20 most equal (measured by Gini Coefficient): Azerbaijan, Denmark, Japan, Sweden, Czech Republic, Norway, Slovakia, Bosnia and Herzegovina, Uzbekistan, Hungary, Finland, Ukraine, Albania, Germany, Slovenia, Rwanda, Croatia, Austria, Bulgaria, Belarus

Seems risky, but odds are you'll end up in Europe somewhere.

The bottom 20: Namibia, Lesotho, Botswana, Sierra Leone, Central African Republic, Swaziland, Bolivia, Haiti, Columbia, Brazil, South Africa, Paraguay, Chile, Panama, Guatemala, Peru, Honduras, Argentina, El Salvador, Dominican Republic.

Yeah, I think I'll go with the first list, although if you can postpone the decision for a while, and keep voting Republican, the U.S. might show up on that second list which could help a little.

9 Comments:

  • A few random points...

    1. Why is economic equality (parity) king?

    2. Your twin lists are cute and all, but it's pretty meaningless to say "I'd rather live in a country with a lot of equality than almost none". In the grand scheme of things Canada is probably in the top half of the list, correct?

    3. I'd rather live in a country where, if I work my tail off and plan well I'll be rewarded than one where enforced parity (through punishing taxes, a brutal regime, etc.) reigns.

    By Blogger Andrew, at 7:12 AM  

  • It's a fair question, I really should elaborate on the benefits of a reasonably equal income distribution vs. a highly unequal one. But I was being lazy for the moment.

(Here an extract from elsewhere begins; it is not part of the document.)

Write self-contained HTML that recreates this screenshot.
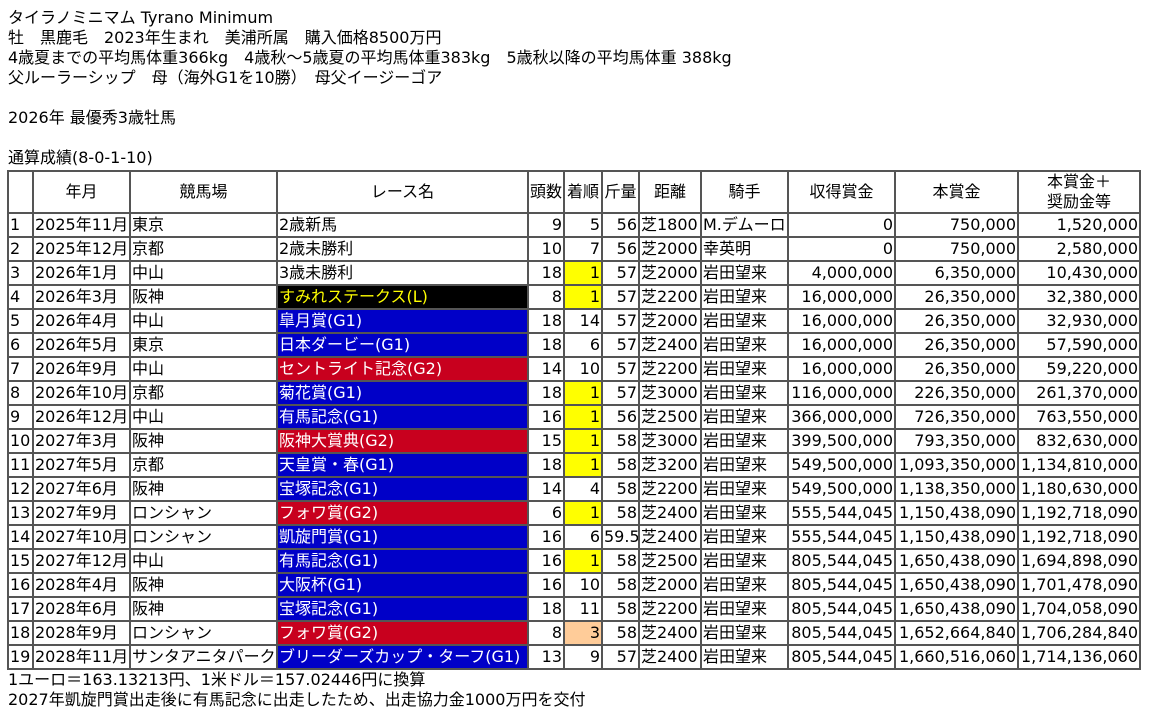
<!DOCTYPE html>
<html><head><meta charset="utf-8">
<style>
body{margin:8px;font-family:"DejaVu Sans","Noto Sans CJK JP",sans-serif;font-size:16px;line-height:20px;color:#000;background:#fff;}
p{margin:0}
table{border-collapse:collapse;table-layout:fixed;width:1133px;margin-left:-1px;margin-top:2px;border:2px solid #555;}
td,th{border:2px solid #555;padding:0 1px;height:22px;font-weight:normal;white-space:nowrap;overflow:hidden;line-height:20px;}
th{height:39px;text-align:center;}
.r{text-align:right}
.y{background:#ff0}
.o{background:#fc9}
.b{background:#0000c8;color:#fff}
.d{background:#c8001e;color:#fff}
.k{background:#000;color:#ff0}
</style></head><body>
<p>タイラノミニマム Tyrano Minimum</p>
<p>牡　黒鹿毛　2023年生まれ　美浦所属　購入価格8500万円</p>
<p>4歳夏までの平均馬体重366kg　4歳秋～5歳夏の平均馬体重383kg　5歳秋以降の平均馬体重 388kg</p>
<p>父ルーラーシップ　母（海外G1を10勝）　母父イージーゴア</p>
<p>&nbsp;</p>
<p>2026年 最優秀3歳牡馬</p>
<p>&nbsp;</p>
<p>通算成績(8-0-1-10)</p>
<table>
<colgroup><col style="width:25px"><col style="width:97px"><col style="width:147px"><col style="width:251px"><col style="width:36px"><col style="width:38px"><col style="width:37px"><col style="width:62px"><col style="width:87px"><col style="width:107px"><col style="width:123px"><col style="width:122px"></colgroup>
<tr><th></th><th>年月</th><th>競馬場</th><th>レース名</th><th>頭数</th><th>着順</th><th>斤量</th><th>距離</th><th>騎手</th><th>収得賞金</th><th>本賞金</th><th>本賞金＋<br>奨励金等</th></tr>
<tr><td>1</td><td>2025年11月</td><td>東京</td><td>2歳新馬</td><td class="r">9</td><td class="r">5</td><td class="r">56</td><td>芝1800</td><td>M.デムーロ</td><td class="r">0</td><td class="r">750,000</td><td class="r">1,520,000</td></tr>
<tr><td>2</td><td>2025年12月</td><td>京都</td><td>2歳未勝利</td><td class="r">10</td><td class="r">7</td><td class="r">56</td><td>芝2000</td><td>幸英明</td><td class="r">0</td><td class="r">750,000</td><td class="r">2,580,000</td></tr>
<tr><td>3</td><td>2026年1月</td><td>中山</td><td>3歳未勝利</td><td class="r">18</td><td class="r y">1</td><td class="r">57</td><td>芝2000</td><td>岩田望来</td><td class="r">4,000,000</td><td class="r">6,350,000</td><td class="r">10,430,000</td></tr>
<tr><td>4</td><td>2026年3月</td><td>阪神</td><td class="k">すみれステークス(L)</td><td class="r">8</td><td class="r y">1</td><td class="r">57</td><td>芝2200</td><td>岩田望来</td><td class="r">16,000,000</td><td class="r">26,350,000</td><td class="r">32,380,000</td></tr>
<tr><td>5</td><td>2026年4月</td><td>中山</td><td class="b">皐月賞(G1)</td><td class="r">18</td><td class="r">14</td><td class="r">57</td><td>芝2000</td><td>岩田望来</td><td class="r">16,000,000</td><td class="r">26,350,000</td><td class="r">32,930,000</td></tr>
<tr><td>6</td><td>2026年5月</td><td>東京</td><td class="b">日本ダービー(G1)</td><td class="r">18</td><td class="r">6</td><td class="r">57</td><td>芝2400</td><td>岩田望来</td><td class="r">16,000,000</td><td class="r">26,350,000</td><td class="r">57,590,000</td></tr>
<tr><td>7</td><td>2026年9月</td><td>中山</td><td class="d">セントライト記念(G2)</td><td class="r">14</td><td class="r">10</td><td class="r">57</td><td>芝2200</td><td>岩田望来</td><td class="r">16,000,000</td><td class="r">26,350,000</td><td class="r">59,220,000</td></tr>
<tr><td>8</td><td>2026年10月</td><td>京都</td><td class="b">菊花賞(G1)</td><td class="r">18</td><td class="r y">1</td><td class="r">57</td><td>芝3000</td><td>岩田望来</td><td class="r">116,000,000</td><td class="r">226,350,000</td><td class="r">261,370,000</td></tr>
<tr><td>9</td><td>2026年12月</td><td>中山</td><td class="b">有馬記念(G1)</td><td class="r">16</td><td class="r y">1</td><td class="r">56</td><td>芝2500</td><td>岩田望来</td><td class="r">366,000,000</td><td class="r">726,350,000</td><td class="r">763,550,000</td></tr>
<tr><td>10</td><td>2027年3月</td><td>阪神</td><td class="d">阪神大賞典(G2)</td><td class="r">15</td><td class="r y">1</td><td class="r">58</td><td>芝3000</td><td>岩田望来</td><td class="r">399,500,000</td><td class="r">793,350,000</td><td class="r">832,630,000</td></tr>
<tr><td>11</td><td>2027年5月</td><td>京都</td><td class="b">天皇賞・春(G1)</td><td class="r">18</td><td class="r y">1</td><td class="r">58</td><td>芝3200</td><td>岩田望来</td><td class="r">549,500,000</td><td class="r">1,093,350,000</td><td class="r">1,134,810,000</td></tr>
<tr><td>12</td><td>2027年6月</td><td>阪神</td><td class="b">宝塚記念(G1)</td><td class="r">14</td><td class="r">4</td><td class="r">58</td><td>芝2200</td><td>岩田望来</td><td class="r">549,500,000</td><td class="r">1,138,350,000</td><td class="r">1,180,630,000</td></tr>
<tr><td>13</td><td>2027年9月</td><td>ロンシャン</td><td class="d">フォワ賞(G2)</td><td class="r">6</td><td class="r y">1</td><td class="r">58</td><td>芝2400</td><td>岩田望来</td><td class="r">555,544,045</td><td class="r">1,150,438,090</td><td class="r">1,192,718,090</td></tr>
<tr><td>14</td><td>2027年10月</td><td>ロンシャン</td><td class="b">凱旋門賞(G1)</td><td class="r">16</td><td class="r">6</td><td class="r">59.5</td><td>芝2400</td><td>岩田望来</td><td class="r">555,544,045</td><td class="r">1,150,438,090</td><td class="r">1,192,718,090</td></tr>
<tr><td>15</td><td>2027年12月</td><td>中山</td><td class="b">有馬記念(G1)</td><td class="r">16</td><td class="r y">1</td><td class="r">58</td><td>芝2500</td><td>岩田望来</td><td class="r">805,544,045</td><td class="r">1,650,438,090</td><td class="r">1,694,898,090</td></tr>
<tr><td>16</td><td>2028年4月</td><td>阪神</td><td class="b">大阪杯(G1)</td><td class="r">16</td><td class="r">10</td><td class="r">58</td><td>芝2000</td><td>岩田望来</td><td class="r">805,544,045</td><td class="r">1,650,438,090</td><td class="r">1,701,478,090</td></tr>
<tr><td>17</td><td>2028年6月</td><td>阪神</td><td class="b">宝塚記念(G1)</td><td class="r">18</td><td class="r">11</td><td class="r">58</td><td>芝2200</td><td>岩田望来</td><td class="r">805,544,045</td><td class="r">1,650,438,090</td><td class="r">1,704,058,090</td></tr>
<tr><td>18</td><td>2028年9月</td><td>ロンシャン</td><td class="d">フォワ賞(G2)</td><td class="r">8</td><td class="r o">3</td><td class="r">58</td><td>芝2400</td><td>岩田望来</td><td class="r">805,544,045</td><td class="r">1,652,664,840</td><td class="r">1,706,284,840</td></tr>
<tr><td>19</td><td>2028年11月</td><td>サンタアニタパーク</td><td class="b">ブリーダーズカップ・ターフ(G1)</td><td class="r">13</td><td class="r">9</td><td class="r">57</td><td>芝2400</td><td>岩田望来</td><td class="r">805,544,045</td><td class="r">1,660,516,060</td><td class="r">1,714,136,060</td></tr>
</table>
<p>1ユーロ＝163.13213円、1米ドル＝157.02446円に換算</p>
<p>2027年凱旋門賞出走後に有馬記念に出走したため、出走協力金1000万円を交付</p>
</body></html>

    By Blogger Declan, at 8:04 AM  

  • I think that needs to be qualified a bit more, Declan. I think what we're you and I are more interested in is a country with high income equality AND a high standard of living.

    In other words, we'd choose the Scandinavian countries - one of which has a higher GDP per capita than the US - and not the ones where the standard of living sucks and you're living under a brutal dictator.

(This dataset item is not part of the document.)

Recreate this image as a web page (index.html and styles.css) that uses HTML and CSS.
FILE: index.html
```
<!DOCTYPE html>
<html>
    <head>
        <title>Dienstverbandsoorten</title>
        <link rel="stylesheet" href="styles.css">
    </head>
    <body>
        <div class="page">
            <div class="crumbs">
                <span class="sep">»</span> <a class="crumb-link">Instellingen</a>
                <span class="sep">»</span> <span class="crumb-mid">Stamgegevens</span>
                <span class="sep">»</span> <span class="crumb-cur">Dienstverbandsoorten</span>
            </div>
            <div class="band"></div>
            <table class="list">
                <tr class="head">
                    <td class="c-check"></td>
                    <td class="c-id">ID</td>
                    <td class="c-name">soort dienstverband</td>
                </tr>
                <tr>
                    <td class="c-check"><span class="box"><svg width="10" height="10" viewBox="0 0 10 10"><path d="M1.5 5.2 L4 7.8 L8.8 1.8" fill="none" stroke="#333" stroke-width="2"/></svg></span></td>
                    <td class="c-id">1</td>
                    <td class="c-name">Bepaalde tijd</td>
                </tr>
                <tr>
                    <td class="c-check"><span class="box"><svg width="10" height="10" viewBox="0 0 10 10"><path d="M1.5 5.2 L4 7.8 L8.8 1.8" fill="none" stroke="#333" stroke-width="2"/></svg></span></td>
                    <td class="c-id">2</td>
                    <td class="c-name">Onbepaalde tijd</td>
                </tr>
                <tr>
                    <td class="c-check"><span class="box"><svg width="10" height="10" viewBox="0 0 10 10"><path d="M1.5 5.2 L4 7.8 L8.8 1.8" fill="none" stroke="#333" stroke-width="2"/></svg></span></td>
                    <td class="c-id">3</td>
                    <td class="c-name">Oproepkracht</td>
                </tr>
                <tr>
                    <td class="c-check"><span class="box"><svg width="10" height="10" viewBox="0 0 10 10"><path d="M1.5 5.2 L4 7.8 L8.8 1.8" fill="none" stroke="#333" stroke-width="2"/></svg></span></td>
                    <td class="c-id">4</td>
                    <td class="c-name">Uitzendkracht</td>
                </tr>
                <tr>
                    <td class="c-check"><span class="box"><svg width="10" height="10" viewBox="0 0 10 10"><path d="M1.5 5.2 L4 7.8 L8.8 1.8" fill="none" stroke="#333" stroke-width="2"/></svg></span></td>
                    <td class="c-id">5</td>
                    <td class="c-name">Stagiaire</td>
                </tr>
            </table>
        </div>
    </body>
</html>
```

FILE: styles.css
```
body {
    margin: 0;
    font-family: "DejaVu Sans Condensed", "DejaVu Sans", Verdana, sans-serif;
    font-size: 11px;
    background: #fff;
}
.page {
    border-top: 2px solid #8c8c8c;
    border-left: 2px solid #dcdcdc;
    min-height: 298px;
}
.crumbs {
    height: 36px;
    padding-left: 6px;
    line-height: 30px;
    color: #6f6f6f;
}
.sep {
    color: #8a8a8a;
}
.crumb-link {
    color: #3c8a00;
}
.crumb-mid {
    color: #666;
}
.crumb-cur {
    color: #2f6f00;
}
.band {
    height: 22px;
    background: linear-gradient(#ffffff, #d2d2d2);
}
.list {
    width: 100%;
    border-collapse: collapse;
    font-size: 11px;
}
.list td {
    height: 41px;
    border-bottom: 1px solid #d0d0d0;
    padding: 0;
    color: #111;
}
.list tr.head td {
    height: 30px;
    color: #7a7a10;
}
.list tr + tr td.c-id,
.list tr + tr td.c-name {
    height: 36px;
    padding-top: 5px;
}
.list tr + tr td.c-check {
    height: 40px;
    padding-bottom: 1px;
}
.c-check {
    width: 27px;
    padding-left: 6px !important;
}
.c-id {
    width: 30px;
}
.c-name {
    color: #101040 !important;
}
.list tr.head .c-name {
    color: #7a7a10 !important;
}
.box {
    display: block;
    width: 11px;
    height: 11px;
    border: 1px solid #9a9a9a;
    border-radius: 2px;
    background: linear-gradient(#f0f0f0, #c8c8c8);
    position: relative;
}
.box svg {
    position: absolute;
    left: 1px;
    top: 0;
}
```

    By Anonymous Deanna, at 11:35 AM  

  • [skull thump]
    must...learn...to...proofread!

    By Anonymous Deanna, at 11:36 AM  

  • I guess I take the high standard of living part as a given, but maybe it needs to be clearer.

    By Blogger Declan, at 11:55 AM  

  • >Let's hear it for progress!

    Amen. I can buy a much better desktop computer now than I could in 1986. My car gets better mileage, which is less expensive for me and better for the environment. Everything I can acquire with my labour has dramatically outstripped the growth in value of my labour by several orders of magnitude. What was your point again?

    By Blogger AwaWiYe, at 4:29 PM  

  • "Everything I can acquire with my labour has dramatically outstripped the growth in value of my labour by several orders of magnitude."

    Sure, except for housing, education, health care, gas, etc.

    Still, what is *your* point, that it's no big deal that people have to go to school longer for less certain chance of a job which pays less, because a subset of the products they buy have had quality increases that ran ahead of inflation over that period?

    If I recall correctly, the recession of the 90's which led to so much moaning about Bob Rae and so on, involved a drop in GDP (income) nationwide of less than 2%. Maybe in Ontario which was hit harder there was a drop of 3 or 4%. But we're talking about a drop of 20% for this particular demographic, over 20 years.

    So if the whole country had had the same experience (e.g. we were currently in the 22nd year of what would be classed as a severe depression) you'd just say, hey no problem, look at the quality improvements in the products we can buy?

    Personally, I aim a little higher. If there is general growth in incomes but a large block of society has been seeing their income shrink for a long time, that seems like something worth investigating and remedying or mitigating if possible. It doesn't seem like progress.

    By Blogger Declan, at 5:15 PM  

  • >Sure, except for housing, education, health care, gas, etc.

    I'm not sure how housing stacks up - how many years' salary it took to buy a house at job X in 1970 or 1980 versus now, but fuel is definitely not at an all time high and education costs are skewed by whatever governments decide to subsidize. (It's interesting that in the US, which has something closer to a private market, education costs have been found to be rising because so much public money has been thrown in that the institutions have been boosting prices to match.) Health care is another example of an area of technology that improves by such leaps and bounds that it's almost senseless to try to compare across decades.

    I've been aware for a while that one must go to school longer; in all technical trades and professions there's more that is expected than 20 or 30 or 40 years ago.

    A market basket measure would be one actual metric one could look at.

    Historically, StatsCan's benchmarks for low income calculations have been mostly moving downward (ie. necessities of life have gotten relatively more affordable) since the measures began in the 1960s. If there's been a noticeable deflection, it must be a very recent one.

    By Blogger AwaWiYe, at 10:06 PM  

  • To be sure, I don't argue that from one year to the next, your (inflation-adjusted) dollar goes further due to quality improvements and so on, I just don't think it is an orders of magnitude change or enough for us to accept that declining incomes for a big bunch of the population is not an issue.